17th Governor of Luhansk Oblast
- Incumbent
- Assumed office 17 April 2025
- President: Volodymyr Zelenskyy
- Preceded by: Artem Lysohor

Head of the Military City Administration of Severodonetsk
- In office 30 September 2024 – 15 April 2025
- Succeeded by: Oleksandr Stryuk

Personal details
- Born: 11 September 1987 (age 38) Chirchiq, Tashkent Region, Uzbek SSR, Soviet Union

= Oleksii Kharchenko =

Ukrainian political military commander

Oleksii Andriyovych Kharchenko (Олексій Андрійович Харченко; born 11 September 1987) is an Uzbek-born Ukrainian political military commander who became the 17th Governor of Luhansk Oblast on 15 April 2025.

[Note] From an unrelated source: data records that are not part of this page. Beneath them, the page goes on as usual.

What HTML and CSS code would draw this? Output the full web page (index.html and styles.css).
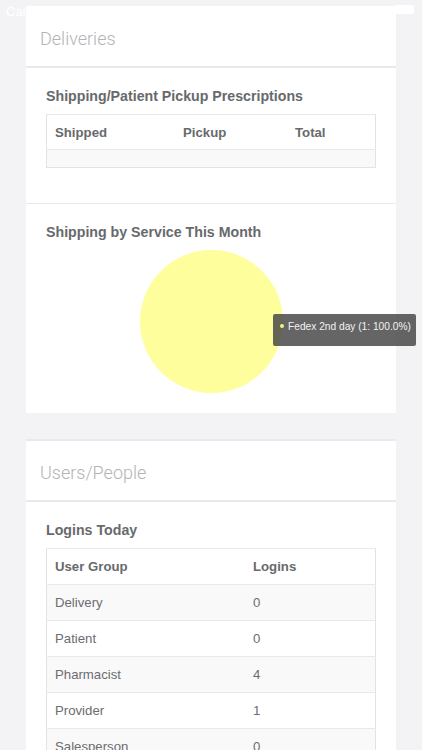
FILE: index.html
```html
<!DOCTYPE html>
<html>
<head>
<meta charset="utf-8">
<link rel="stylesheet" href="styles.css">
</head>
<body>
<div class="statusbar"><span class="carrier">Carrier</span><span class="battery"></span></div>
<div class="page">
  <div class="card">
    <div class="card-title">Deliveries</div>
    <div class="section">
      <h3>Shipping/Patient Pickup Prescriptions</h3>
      <table class="grid grid-3">
        <thead><tr><th class="c1">Shipped</th><th class="c2">Pickup</th><th>Total</th></tr></thead>
        <tbody><tr class="empty"><td colspan="3"></td></tr></tbody>
      </table>
    </div>
    <div class="section section-chart">
      <h3>Shipping by Service This Month</h3>
      <div class="chart">
        <div class="pie"></div>
        <div class="tooltip"><span class="dot"></span>Fedex 2nd day (1: 100.0%)</div>
      </div>
    </div>
  </div>
  <div class="card card-second">
    <div class="card-title">Users/People</div>
    <div class="section">
      <h3>Logins Today</h3>
      <table class="grid grid-2">
        <thead><tr><th class="g1">User Group</th><th>Logins</th></tr></thead>
        <tbody>
          <tr><td>Delivery</td><td>0</td></tr>
          <tr><td>Patient</td><td>0</td></tr>
          <tr><td>Pharmacist</td><td>4</td></tr>
          <tr><td>Provider</td><td>1</td></tr>
          <tr><td>Salesperson</td><td>0</td></tr>
        </tbody>
      </table>
    </div>
  </div>
</div>
</body>
</html>
```
FILE: styles.css
```css
html, body { margin: 0; padding: 0; }
body {
  background: #f3f3f5;
  font-family: "Liberation Sans", Arial, sans-serif;
  color: #676a6c;
  width: 422px;
  height: 750px;
  overflow: hidden;
  position: relative;
}
.statusbar {
  position: absolute;
  top: 0; left: 0; right: 0;
  height: 20px;
  z-index: 0;
}
.carrier {
  position: absolute;
  left: 6px; top: 4px;
  color: #ffffff;
  font-size: 13px;
}
.battery {
  position: absolute;
  left: 394px; top: 5px;
  width: 20px; height: 9px;
  background: #ffffff;
  border-radius: 2px;
}
.page {
  position: relative;
  z-index: 1;
  padding: 6px 26px 0;
}
.card {
  background: #ffffff;
  margin-bottom: 26px;
}
.card-second {
  border-top: 2px solid #e7eaec;
}
.card-title {
  height: 62px;
  display: flex;
  align-items: center;
  padding-left: 14px;
  padding-top: 4px;
  box-sizing: border-box;
  font-family: Roboto, "Liberation Sans", sans-serif;
  font-weight: 300;
  font-size: 18px;
  color: #b3b3b6;
  border-bottom: 2px solid #e7eaec;
}
.card-second .card-title { height: 61px; }
.section {
  padding: 19px 20px 35px;
}
.section + .section {
  border-top: 1px solid #e7eaec;
}
h3 {
  margin: 0 0 9px;
  font-size: 14.2px;
  line-height: 18px;
  font-weight: bold;
  color: #676a6c;
}
.grid {
  width: 100%;
  border-collapse: collapse;
  border: 1px solid #e2e3e5;
  font-size: 13.2px;
}
.grid th, .grid td {
  text-align: left;
  padding: 8px 8px;
  line-height: 19px;
  border-top: 1px solid #e7eaec;
}
.grid th {
  font-weight: bold;
  color: #676a6c;
}
.grid-3 th { padding-bottom: 7px; }
.grid td { color: #6b6d70; }
.grid-3 .c1 { width: 112px; }
.grid-3 .c2 { width: 96px; }
.grid-2 .g1 { width: 182px; }
.grid tbody tr:nth-child(odd) { background: #f9f9f9; }
.empty td { height: 18px; padding: 0; box-sizing: border-box; }
.section-chart { padding-bottom: 21px; }
.chart {
  position: relative;
  height: 142px;
  display: flex;
  justify-content: center;
  align-items: center;
}
.pie {
  width: 143px; height: 143px;
  flex-shrink: 0;
  border-radius: 50%;
  background: #fefe9d;
}
.tooltip {
  position: absolute;
  left: 227px;
  top: 64px;
  width: 143px;
  height: 32px;
  box-sizing: border-box;
  padding: 7px 0 0 7px;
  background: rgba(72, 72, 72, 0.84);
  border-radius: 2px;
  color: #f2f2f2;
  font-size: 10.2px;
  line-height: 12px;
  white-space: nowrap;
}
.dot {
  display: inline-block;
  width: 4px; height: 4px;
  border-radius: 50%;
  background: #f4f47a;
  margin-right: 4px;
  vertical-align: 2px;
}
```
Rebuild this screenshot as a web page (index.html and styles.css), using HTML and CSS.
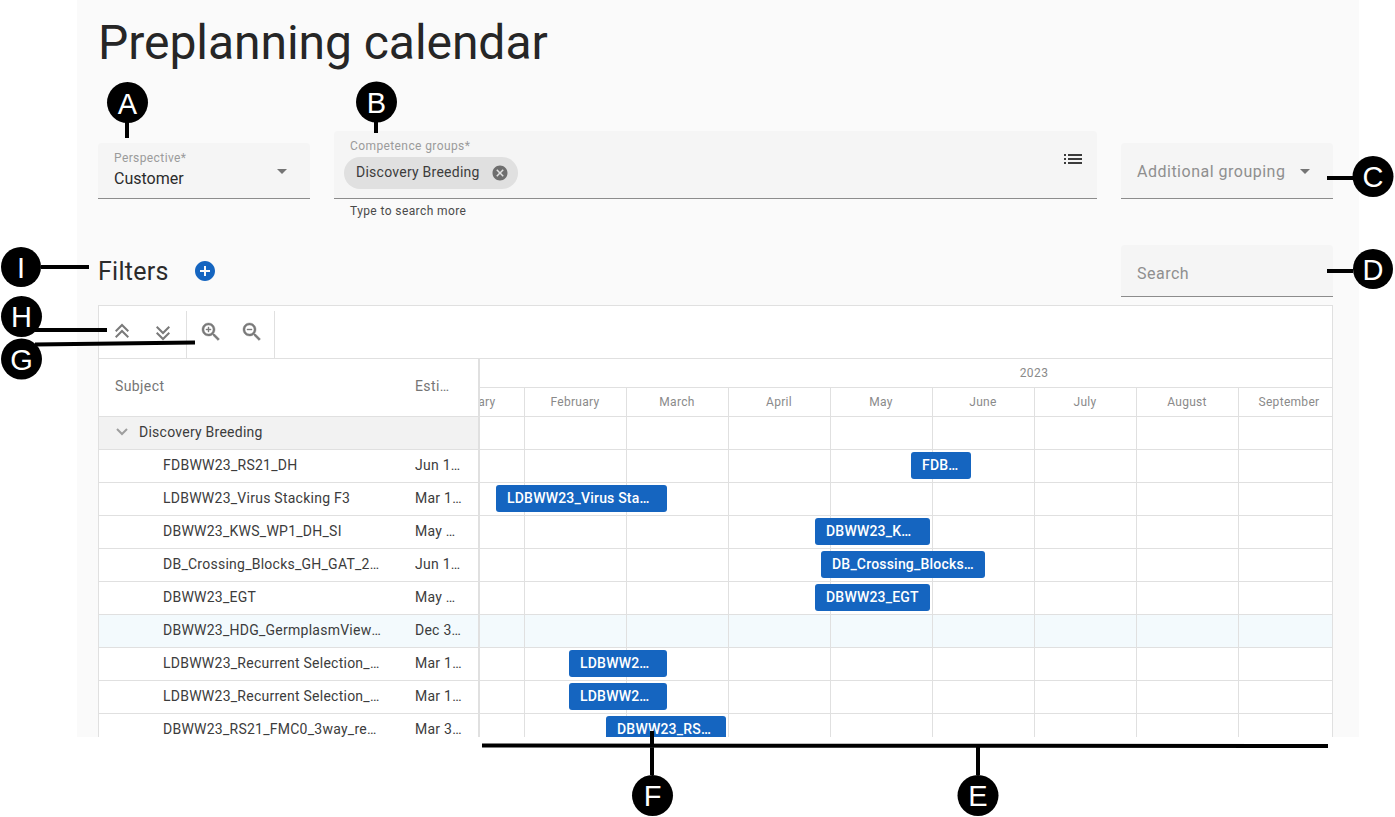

He previously served as the Head of the Military City Administration of Severodonetsk from 2024 to 2025.

==Biography==
Kharchenko was born in Chirchiq, Uzbekistan on 11 September 1987. He has a Ph.D.

He worked in the State Border Service of Ukraine for seven years.

From 2021 to 2023 he worked in the State Inspectorate of Architecture and Urban Planning of Ukraine, as chief specialist, then as head of the Department of State Architectural and Construction Control.

Kharchenko was appointed head of the Severodonetsk city military administration of the Severodonetsk district.

On 15 April 2025, Kharchenko became the 17th Governor of Luhansk Oblast, formally taking office two days later.